Given instruction —
The lines from the top of the material through the line with "const query = ref('')" are to be set down exactly. Leave the pictures out.

Data section —

'''

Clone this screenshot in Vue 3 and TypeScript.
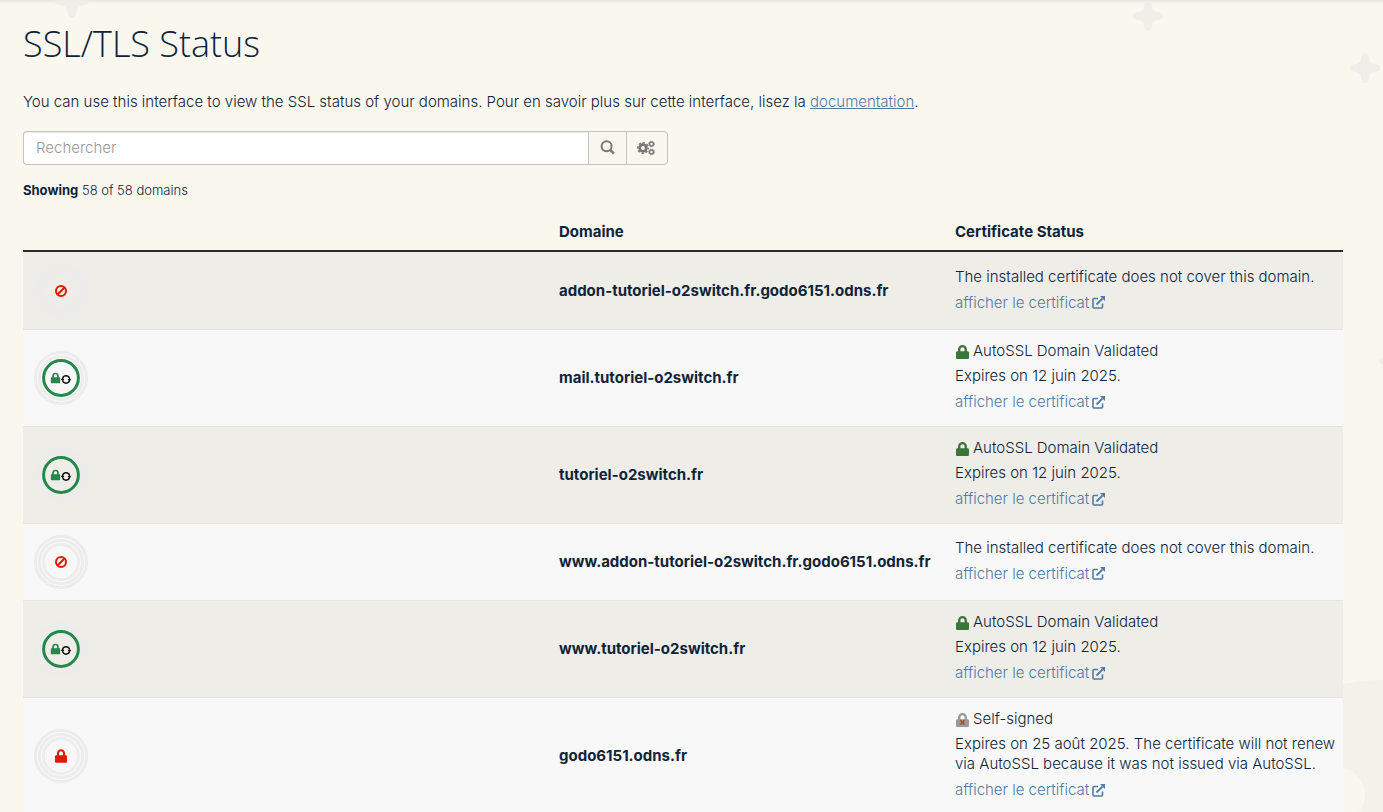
<script setup lang="ts">
import { ref } from 'vue'

type Badge = 'ban' | 'auto' | 'lock'
type Status = 'none' | 'valid' | 'self'

interface DomainRow {
  name: string
  badge: Badge
  status: Status
  title?: string
  detail: string
}

const validated = {
  badge: 'auto' as Badge,
  status: 'valid' as Status,
  title: 'AutoSSL Domain Validated',
  detail: 'Expires on 12 juin 2025.',
}
const uncovered = {
  badge: 'ban' as Badge,
  status: 'none' as Status,
  detail: 'The installed certificate does not cover this domain.',
}

const rows: DomainRow[] = [
  { name: 'addon-tutoriel-o2switch.fr.godo6151.odns.fr', ...uncovered },
  { name: 'mail.tutoriel-o2switch.fr', ...validated },
  { name: 'tutoriel-o2switch.fr', ...validated },
  { name: 'www.addon-tutoriel-o2switch.fr.godo6151.odns.fr', ...uncovered },
  { name: 'www.tutoriel-o2switch.fr', ...validated },
  {
    name: 'godo6151.odns.fr',
    badge: 'lock',
    status: 'self',
    title: 'Self-signed',
    detail:
      'Expires on 25 août 2025. The certificate will not renew via AutoSSL because it was not issued via AutoSSL.',
  },
]

const query = ref('')

const lockPath =
  'M400 224h-24v-72C376 68.2 307.8 0 224 0S72 68.2 72 152v72H48c-26.5 0-48 21.5-48 48v192c0 26.5 21.5 48 48 48h352c26.5 0 48-21.5 48-48V272c0-26.5-21.5-48-48-48zm-104 0H152v-72c0-39.7 32.3-72 72-72s72 32.3 72 72v72z'
const starPath =
  'M15 0C18 0 19 3 19 6C20 9 21 10 24 11C27 11 30 12 30 15C30 18 27 19 24 19C21 20 20 21 19 24C19 27 18 30 15 30C12 30 11 27 11 24C10 21 9 20 6 19C3 19 0 18 0 15C0 12 3 11 6 11C9 10 10 9 11 6C11 3 12 0 15 0Z'
</script>

<template>
  <div class="page">
    <div class="decor" aria-hidden="true">
      <svg class="star star-a" viewBox="0 0 30 30"><path :d="starPath" /></svg>
      <svg class="star star-b" viewBox="0 0 30 30"><path :d="starPath" /></svg>
      <svg class="star star-c" viewBox="0 0 30 30"><path :d="starPath" /></svg>
      <svg class="star star-d" viewBox="0 0 30 30"><path :d="starPath" /></svg>
      <svg class="hill" viewBox="0 0 60 134">
        <path d="M0 5Q30 0 60 0V134H0Z" fill="#f4f1ea" />
        <circle cx="-6" cy="116" r="28" fill="#faf7ef" />
      </svg>
    </div>

    <main class="content">
      <h1>SSL/TLS Status</h1>
      <p class="intro">
        You can use this interface to view the SSL status of your domains. Pour en savoir plus sur cette
        interface, lisez la <a href="#documentation">documentation</a>.
      </p>

      <form class="search" role="search" @submit.prevent>
        <input v-model="query" type="text" placeholder="Rechercher" aria-label="Rechercher" />
        <button type="submit" class="find" aria-label="Lancer la recherche">
          <svg width="16" height="16" viewBox="0 0 16 16" fill="none" stroke="#777" stroke-width="2">
            <circle cx="6.6" cy="6.2" r="5" />
            <path d="M10.2 9.8L14 13.6" stroke-width="2.4" />
          </svg>
        </button>
        <button type="button" class="options" aria-label="Options">
          <svg width="18" height="16" viewBox="0 0 18 16" fill="none" stroke="#777">
            <circle cx="6" cy="8" r="3.3" stroke-width="2.8" />
            <circle cx="6" cy="8" r="5.2" stroke-width="1.6" stroke-dasharray="2.3 1.784" stroke-dashoffset="1" />
            <circle cx="14.5" cy="4" r="2" stroke-width="1.5" />
            <circle cx="14.5" cy="4" r="2.9" stroke-width="0.7" stroke-dasharray="1.2 1.08" />
            <circle cx="14.5" cy="12" r="2" stroke-width="1.5" />
            <circle cx="14.5" cy="12" r="2.9" stroke-width="0.7" stroke-dasharray="1.2 1.08" />
          </svg>
        </button>
      </form>

      <p class="count"><strong>Showing</strong> 58 of 58 domains</p>

      <table>
        <colgroup>
          <col class="col-badge" />
          <col class="col-domain" />
          <col class="col-status" />
        </colgroup>
        <thead>
          <tr>
            <td></td>
            <th scope="col">Domaine</th>
            <th scope="col">Certificate Status</th>
          </tr>
        </thead>
        <tbody>
          <tr v-for="row in rows" :key="row.name">
            <td class="badge-cell">
              <svg class="badge" viewBox="0 0 54 54" fill="none" aria-hidden="true">
                <g stroke="#ececec" stroke-width="2.8">
                  <circle cx="27" cy="27" r="25.6" />
                  <circle cx="27" cy="27" r="21.6" />
                  <circle v-if="row.badge !== 'auto'" cx="27" cy="27" r="17.5" />
                </g>
                <template v-if="row.badge === 'auto'">
                  <circle cx="27" cy="27" r="17.4" stroke="#22884b" stroke-width="3" />
                  <svg x="16.5" y="21.5" width="10" height="11" viewBox="0 0 448 512">
                    <path :d="lockPath" fill="#22884b" />
                  </svg>
                  <g stroke="#111" stroke-width="1.4">
                    <path d="M28.5 27.8A3.6 3.6 0 0 1 35.6 27.8" />
                    <path d="M35.6 29.2A3.6 3.6 0 0 1 28.5 29.2" />
                  </g>
                  <path d="M33.6 28H37.4L35.5 30.2Z M26.6 29H30.4L28.5 26.8Z" fill="#111" />
                </template>
                <g v-else-if="row.badge === 'ban'" stroke="#e11900" stroke-width="2">
                  <circle cx="27" cy="27" r="5" />
                  <path d="M30.5 23.5L23.5 30.5" />
                </g>
                <svg v-else x="21" y="20" width="12" height="14" viewBox="0 0 448 512">
                  <path :d="lockPath" fill="#e11900" />
                </svg>
              </svg>
            </td>
            <th scope="row">{{ row.name }}</th>
            <td>
              <div class="status">
                <p v-if="row.title" class="status-title">
                  <svg class="status-lock" viewBox="0 0 14 14" aria-hidden="true">
                    <svg x="1" width="13" height="14" viewBox="0 0 448 512" preserveAspectRatio="none">
                      <path :d="lockPath" :fill="row.status === 'self' ? '#999' : '#3a753a'" />
                    </svg>
                    <path
                      v-if="row.status === 'self'"
                      d="M5.3 7L9.5 11.4M9.5 7L5.3 11.4"
                      stroke="#a34a2c"
                      stroke-width="1.4"
                    />
                  </svg>
                  <span>{{ row.title }}</span>
                </p>
                <p>{{ row.detail }}</p>
                <a href="#certificat">
                  <span>afficher le certificat</span>
                  <svg width="13" height="13" viewBox="0 0 13 13" fill="none" stroke="#4f7ba6" aria-hidden="true">
                    <path d="M6 2.5H1.9Q1 2.5 1 3.4V11Q1 12 2 12H9.6Q10.5 12 10.5 11V7.5" stroke-width="1.6" />
                    <path d="M4.5 8.5L10.5 2.5" stroke-width="1.8" />
                    <path d="M8 0H13V5Z" fill="#4f7ba6" stroke="none" />
                  </svg>
                </a>
              </div>
            </td>
          </tr>
        </tbody>
      </table>
    </main>
  </div>
</template>

<style>
body {
  margin: 0;
  background: #faf7ef;
}
</style>

<style scoped>
.page {
  position: relative;
  min-height: 100vh;
  overflow: hidden;
  box-sizing: border-box;
  background: linear-gradient(#e9e6df, #faf7ef 4px);
  color: #0f2439;
  font-family: Inter, 'Liberation Sans', sans-serif;
  font-size: 15px;
  font-weight: 300;
  line-height: 20px;
}

.decor {
  position: absolute;
  inset: 0;
  pointer-events: none;
}

.star {
  position: absolute;
  width: 30px;
  height: 30px;
  fill: #f1eee9;
}

.star-a {
  left: 55px;
  top: -16px;
  width: 34px;
  height: 34px;
}

.star-b {
  right: 220px;
  top: 1px;
}

.star-c {
  right: 3px;
  top: 53px;
}

.star-d {
  right: -26px;
  top: 346px;
}

.hill {
  position: absolute;
  right: -20px;
  top: 679px;
  width: 60px;
  height: 134px;
}

.content {
  position: relative;
  padding: 20px 40px 0 23px;
}

h1 {
  margin: 0;
  font-family: 'Open Sans', sans-serif;
  font-size: 36px;
  font-weight: 300;
  line-height: 48px;
}

p {
  margin: 0;
}

a {
  color: #4f7ba6;
}

.intro {
  margin-top: 24px;
}

.search {
  display: flex;
  width: calc(50% - 15px);
  height: 34px;
  margin-top: 19px;
}

.search input,
.search button {
  box-sizing: border-box;
  border: 1px solid #c4c3bf;
  font: inherit;
}

.search input {
  flex: 1;
  min-width: 0;
  padding: 0 12px;
  border-right: 0;
  border-radius: 4px 0 0 4px;
  background: #fff;
  color: inherit;
  box-shadow: inset 0 1px 1px rgb(0 0 0 / 8%);
}

.search input::placeholder {
  color: #999;
  opacity: 1;
}

.search button {
  display: flex;
  align-items: center;
  justify-content: center;
  padding: 0;
  background: #faf7ef;
}

.search .find {
  width: 38px;
  border-right: 0;
}

.search .options {
  width: 42px;
  padding-right: 2px;
  border-radius: 0 4px 4px 0;
}

.count {
  margin-top: 15px;
  font-size: 13px;
}

strong,
th {
  font-weight: 700;
}

table {
  width: 100%;
  margin-top: 14px;
  border-collapse: separate;
  border-spacing: 0;
  table-layout: fixed;
}

.col-badge {
  width: 40%;
}

.col-domain,
.col-status {
  width: 30%;
}

th,
td {
  padding: 11px 4px 11px 8px;
  border-top: 1px solid #e4e4e0;
  text-align: left;
  vertical-align: middle;
}

thead th,
thead td {
  padding-top: 8px;
  padding-bottom: 8px;
  border-top: 0;
  border-bottom: 2px solid #2d2d2d;
}

tbody tr:first-child > * {
  border-top-color: transparent;
}

tbody tr:nth-child(odd) {
  background: #eeede8;
}

tbody tr:nth-child(even) {
  background: #f8f8f8;
}

.badge-cell {
  padding-left: 11px;
}

.badge {
  display: block;
  width: 54px;
  height: 54px;
}

.status {
  display: flex;
  flex-direction: column;
  gap: 5px;
  padding-bottom: 2px;
}

.status-title {
  display: flex;
  align-items: center;
  gap: 4px;
}

.status-lock {
  width: 14px;
  height: 14px;
  margin-top: 2px;
}

.status a {
  display: flex;
  align-items: center;
  align-self: flex-start;
  gap: 3px;
  line-height: 22px;
  text-decoration: none;
}
</style>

'''

Written response —
Clone this screenshot in Vue 3 and TypeScript.
<script setup lang="ts">
import { ref } from 'vue'

type Badge = 'ban' | 'auto' | 'lock'
type Status = 'none' | 'valid' | 'self'

interface DomainRow {
  name: string
  badge: Badge
  status: Status
  title?: string
  detail: string
}

const validated = {
  badge: 'auto' as Badge,
  status: 'valid' as Status,
  title: 'AutoSSL Domain Validated',
  detail: 'Expires on 12 juin 2025.',
}
const uncovered = {
  badge: 'ban' as Badge,
  status: 'none' as Status,
  detail: 'The installed certificate does not cover this domain.',
}

const rows: DomainRow[] = [
  { name: 'addon-tutoriel-o2switch.fr.godo6151.odns.fr', ...uncovered },
  { name: 'mail.tutoriel-o2switch.fr', ...validated },
  { name: 'tutoriel-o2switch.fr', ...validated },
  { name: 'www.addon-tutoriel-o2switch.fr.godo6151.odns.fr', ...uncovered },
  { name: 'www.tutoriel-o2switch.fr', ...validated },
  {
    name: 'godo6151.odns.fr',
    badge: 'lock',
    status: 'self',
    title: 'Self-signed',
    detail:
      'Expires on 25 août 2025. The certificate will not renew via AutoSSL because it was not issued via AutoSSL.',
  },
]

const query = ref('')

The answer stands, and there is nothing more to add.